A: My parents had a 100-acre dairy farm in Rebersburg. We’d get up at 5:30 in the morning and milk the cows, go to school, come back home and milk the cows again. On a recent spring day, as I was walking through Times Square, it occurred to me that while I can’t grow crops, what I have learned to do these past 40 years is to help grow art.

Q: How did you discover theater?

A: My junior year in college I got involved with the Penn State Thespians. Some friends of mine were involved, and the next thing you know, you’re painting sets, and then you’re the assistant stage manager, and then you’re the president.

Q: You started in New York as an assistant to publicist Shirley Herz.

A: I was answering phones and doing typing and opening the mail and mimeographing press releases, and I never left. She was one of the most influential people in my life, and until she died [in 2013], we worked in tandem.

Q: What’s the most exciting project you worked on?

A: “Hamilton” is in a class by itself, and class is the operative word. I went to see it again a few weeks ago, and it was a very emotional experience — it’s a masterpiece, and everything about it is so compelling and so beautiful.

Q: And the biggest flop?

A: “Shogun” seemed like a good idea for a musical, but when we got to the point where the ship wrecks on the rocky coast of Japan, and emerging from under the ship was dancing seaweed, we thought, “This is not good.” Not to mention the fact that on a press night the set fell and hit the lead actor — by the time Shirley and I got there, one or two press people had climbed up onstage, and the crew had put the actor in an ambulance. And that was the most positive coverage that show got — poor Philip Casnoff getting beaned by the set.

Q: You worked with Edward Albee for a long time.

A: In 1980, Shirley got hired to do press for “The Lady From Dubuque.” That was during Edward’s bad-boy days, when he was drinking and acting out and being rude. He had two Pulitzers, but he was definitely falling out of favor, and he was going overseas to get his plays done. But then his personal assistant called and said he had a new play, at Vienna’s English Theater, and that was “Three Tall Women” — his third Pulitzer, and a big success. And then “The Goat, or Who Is Sylvia?” became my play.

Q: That must have been a tough one.

A: It was not an easy sell. The first audiences were screaming with laughter — you would have thought it was a farce — and the actors were really freaked out. The critics were ambivalent. At one point the actors came to us and said: “We need help. There’s a lot of hostility coming across the footlights, because people don’t understand the play.” And we knew it was true.

I’d run into colleagues, and people would say, “I really like ‘The Goat,’” and I’d think, “Why are you whispering?” I realized they hadn’t been given the license to say that.

Q: So what did you do?

A: We needed to send people home with something more than the Playbill. So I said, “Why don’t we put together “The Goat Gazette,” a four-page newsletter with reviews and lists of celebrities coming and articles from psychologists. We ended up doing it once a week, and it was flying out of the theater — it was fun and it was thrilling and it was working. And one thing that was remarkable: the number of people who would stay in their seats, talking about what they had seen. It underscored one of Edward’s favorite sayings — it’s the theater’s responsibility to send the audience home in a condition different from the condition in which they arrived. And “The Goat” did that in spades.

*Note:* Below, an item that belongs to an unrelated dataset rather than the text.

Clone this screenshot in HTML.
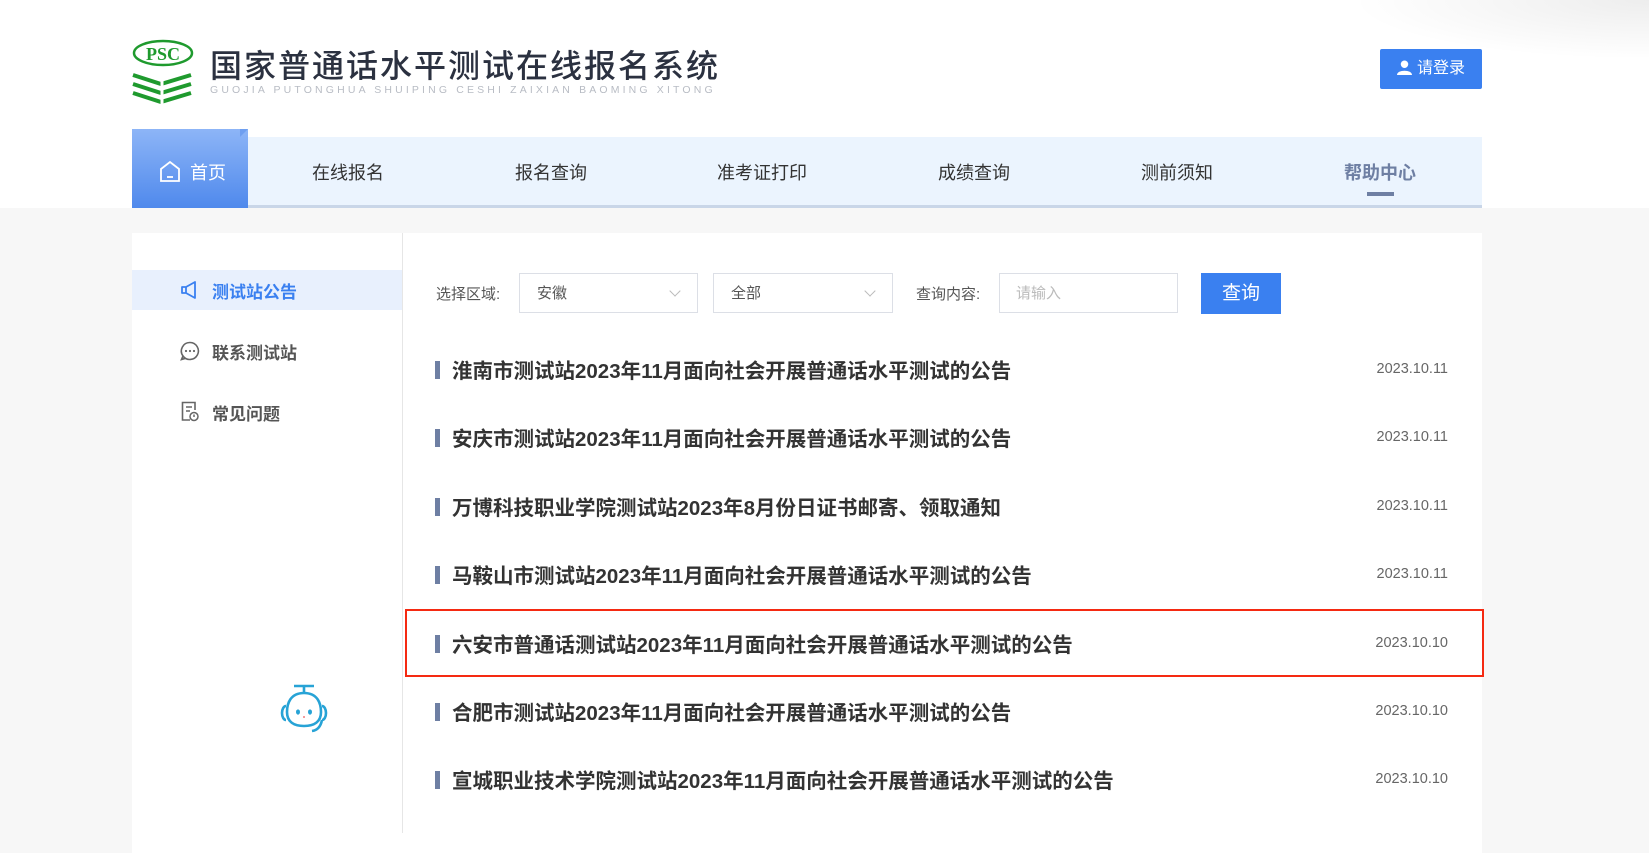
<!DOCTYPE html>
<html><head><meta charset="utf-8"><style>
*{margin:0;padding:0;box-sizing:border-box}
body{width:1649px;height:828px;overflow:hidden;background:#f7f7f7;font-family:"Liberation Sans","Noto Sans CJK SC",sans-serif;position:relative}
.top{position:absolute;left:0;top:0;width:1649px;height:208px;background:#fff}
.shade{position:absolute;right:0;top:0;width:300px;height:60px;background:radial-gradient(ellipse at 100% 0%,rgba(0,0,0,0.07),rgba(0,0,0,0) 70%)}
.abs{position:absolute}
.title{left:210px;top:44px;font-size:32px;letter-spacing:2.0px;color:#2b3140;font-family:"Noto Sans CJK SC",sans-serif;font-weight:500;white-space:nowrap;line-height:40px}
.sub{left:210px;top:84px;font-size:10.5px;letter-spacing:3.15px;color:#b8bcc4;white-space:nowrap}
.login{left:1380px;top:49px;width:102px;height:40px;background:#3a80f0;border-radius:2px;color:#fff;font-size:16px;line-height:40px;text-align:center}
.nav{left:132px;top:137px;width:1350px;height:71px;background:#ebf4fe;border-bottom:3px solid #c9d6e8}
.home{left:132px;top:129px;width:116px;height:79px;background:linear-gradient(#8db5f7,#4f89ec);color:#fff;font-size:18px}
.fold{left:240px;top:129px;width:0;height:0;border-left:8px solid #6f9ff0;border-bottom:8px solid transparent}
.ni{top:159px;font-size:18px;color:#333;transform:translateX(-50%);white-space:nowrap}
.card{left:132px;top:233px;width:1350px;height:620px;background:#fff}
.side{left:132px;top:233px;width:271px;height:600px;border-right:1px solid #e6e6e6}
.sact{left:132px;top:270px;width:270px;height:40px;background:#e8f0fd}
.si{font-size:17px;font-weight:bold;color:#555;left:212px}
.lbl{font-size:15px;color:#555;top:283px}
.sel{top:273px;height:40px;border:1px solid #dcdfe6;background:#fff;font-size:15px;color:#555;line-height:40px;padding-left:17px}
.sel.c:after{content:"";position:absolute;right:18px;top:13px;width:7px;height:7px;border-right:1px solid #bbb;border-bottom:1px solid #bbb;transform:rotate(45deg)}
.btn{left:1201px;top:273px;width:80px;height:41px;background:#3a80f0;color:#fff;font-size:19px;line-height:41px;text-align:center}
.it{left:435px;width:1013px;height:24px}
.it b{position:absolute;left:0;top:3px;width:5px;height:18px;background:#6e7fa3}
.it span{position:absolute;left:17px;top:-4px;font-size:20.5px;font-weight:bold;color:#333;white-space:nowrap}
.it i{position:absolute;right:0;top:3px;font-style:normal;font-size:14.5px;color:#666}
.red{left:405px;top:609px;width:1079px;height:68px;border:2.5px solid #f52a12}
</style></head><body>
<div class="top"></div><div class="shade"></div>
<svg class="abs" style="left:130px;top:39px" width="66" height="66" viewBox="0 0 66 66">
<ellipse cx="33" cy="14" rx="29" ry="12" fill="none" stroke="#1f9a2e" stroke-width="2.5"/>
<text x="33" y="21" text-anchor="middle" font-family="Liberation Serif,serif" font-weight="bold" font-size="18" fill="#1f9a2e">PSC</text>
<g fill="none" stroke="#1f9a2e" stroke-width="4">
<path d="M3 36 L31 45 L61 36"/><path d="M3 45 L31 54 L61 45"/><path d="M3 54 L31 63 L61 54"/></g>
<path d="M32 40 V66" stroke="#fff" stroke-width="3"/>
</svg>
<div class="abs title">国家普通话水平测试在线报名系统</div>
<div class="abs sub">GUOJIA PUTONGHUA SHUIPING CESHI ZAIXIAN BAOMING XITONG</div>
<div class="abs login"><svg width="15" height="15" viewBox="0 0 16 16" style="vertical-align:-2px;margin-right:5px"><circle cx="8" cy="4.5" r="4" fill="#fff"/><path d="M0 16 C0 10 16 10 16 16Z" fill="#fff"/></svg>请登录</div>
<div class="abs nav"></div>
<div class="abs home"><svg class="abs" style="left:28px;top:32px" width="20" height="21" viewBox="0 0 20 21"><path d="M1 8 L10 1 L19 8 V20 H1Z" fill="none" stroke="#fff" stroke-width="1.8"/><path d="M7 16 H13" stroke="#fff" stroke-width="1.8"/></svg><span class="abs" style="left:58px;top:30px">首页</span></div>
<div class="abs fold"></div>
<div class="abs ni" style="left:348px">在线报名</div>
<div class="abs ni" style="left:551px">报名查询</div>
<div class="abs ni" style="left:762px">准考证打印</div>
<div class="abs ni" style="left:974px">成绩查询</div>
<div class="abs ni" style="left:1177px">测前须知</div>
<div class="abs ni" style="left:1380px;color:#6e7fa3;font-weight:bold">帮助中心</div>
<div class="abs" style="left:1367px;top:192px;width:27px;height:4px;background:#6e7fa3"></div>
<div class="abs card"></div>
<div class="abs side"></div>
<div class="abs sact"></div>
<svg class="abs" style="left:180px;top:281px" width="20" height="18" viewBox="0 0 20 18"><path d="M2 6 H6 L15 1 V17 L6 12 H2Z M6 6 V12" fill="none" stroke="#3a80f0" stroke-width="1.8" stroke-linejoin="round"/></svg>
<div class="abs si" style="top:278px;color:#3a80f0">测试站公告</div>
<svg class="abs" style="left:180px;top:341px" width="20" height="20" viewBox="0 0 20 20"><path d="M10 1.5 A8.5 8.5 0 1 1 3 15 L1.5 18.5 L5.5 17.3 M10 1.5 A8.5 8.5 0 0 0 3 15" fill="none" stroke="#666" stroke-width="1.6"/><circle cx="6" cy="10" r="1.1" fill="#666"/><circle cx="10" cy="10" r="1.1" fill="#666"/><circle cx="14" cy="10" r="1.1" fill="#666"/></svg>
<div class="abs si" style="top:339px">联系测试站</div>
<svg class="abs" style="left:181px;top:401px" width="18" height="21" viewBox="0 0 18 21"><path d="M9 19 H1.5 V1.5 H14 V9" fill="none" stroke="#666" stroke-width="1.6"/><path d="M5 6 H11 M5 10 H9" stroke="#666" stroke-width="1.6"/><circle cx="13" cy="15.5" r="4" fill="none" stroke="#666" stroke-width="1.5"/><path d="M13 13.5 V16" stroke="#666" stroke-width="1.5"/></svg>
<div class="abs si" style="top:400px">常见问题</div>
<svg class="abs" style="left:274px;top:682px" width="60" height="54" viewBox="0 0 60 54"><g fill="none" stroke="#27a3d6" stroke-width="2.6"><path d="M20 4 H40 M30 4 V10"/><path d="M30 11 C44 11 47 22 47 30 C47 40 40 44 30 44 C20 44 13 40 13 30 C13 22 16 11 30 11Z"/><path d="M12 24 A4 7 0 0 0 12 38 M48 24 A4 7 0 0 1 48 38 M48 38 Q46 48 38 49"/></g><ellipse cx="24" cy="30" rx="2" ry="2.6" fill="#27a3d6"/><ellipse cx="36" cy="30" rx="2" ry="2.6" fill="#27a3d6"/><circle cx="30" cy="35" r="0.9" fill="#e55"/></svg>
<div class="abs lbl" style="left:436px">选择区域:</div>
<div class="abs sel c" style="left:519px;width:179px">安徽</div>
<div class="abs sel c" style="left:713px;width:180px">全部</div>
<div class="abs lbl" style="left:916px">查询内容:</div>
<div class="abs sel" style="left:999px;width:179px;color:#bbb;padding-left:16px;">请输入</div>
<div class="abs btn">查询</div>
<div class="abs it" style="top:358px"><b></b><span>淮南市测试站2023年11月面向社会开展普通话水平测试的公告</span><i>2023.10.11</i></div>
<div class="abs it" style="top:426px"><b></b><span>安庆市测试站2023年11月面向社会开展普通话水平测试的公告</span><i>2023.10.11</i></div>
<div class="abs it" style="top:495px"><b></b><span>万博科技职业学院测试站2023年8月份日证书邮寄、领取通知</span><i>2023.10.11</i></div>
<div class="abs it" style="top:563px"><b></b><span>马鞍山市测试站2023年11月面向社会开展普通话水平测试的公告</span><i>2023.10.11</i></div>
<div class="abs it" style="top:632px"><b></b><span>六安市普通话测试站2023年11月面向社会开展普通话水平测试的公告</span><i>2023.10.10</i></div>
<div class="abs it" style="top:700px"><b></b><span>合肥市测试站2023年11月面向社会开展普通话水平测试的公告</span><i>2023.10.10</i></div>
<div class="abs it" style="top:768px"><b></b><span>宣城职业技术学院测试站2023年11月面向社会开展普通话水平测试的公告</span><i>2023.10.10</i></div>
<div class="abs red"></div>
</body></html>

Q: Your other great relationship was with Paula Vogel.

A: Paula is, simply put, one of life’s really good people. She’s an exceptional human being with tremendous compassion who knows how to show that.

Q: You spent a long time representing “Avenue Q.”

A: I learned so much from those puppets. People wanted to believe in them — we would go out in public and I would see how people were drawn to the puppets and wanted to talk to them.

Q: Do you still like theater?

A: I still love that moment — if it’s going to happen, it’s usually in the first three minutes — where you think, ‘Oh, wow, this is going to be something magical.” The thrill of that is very intoxicating.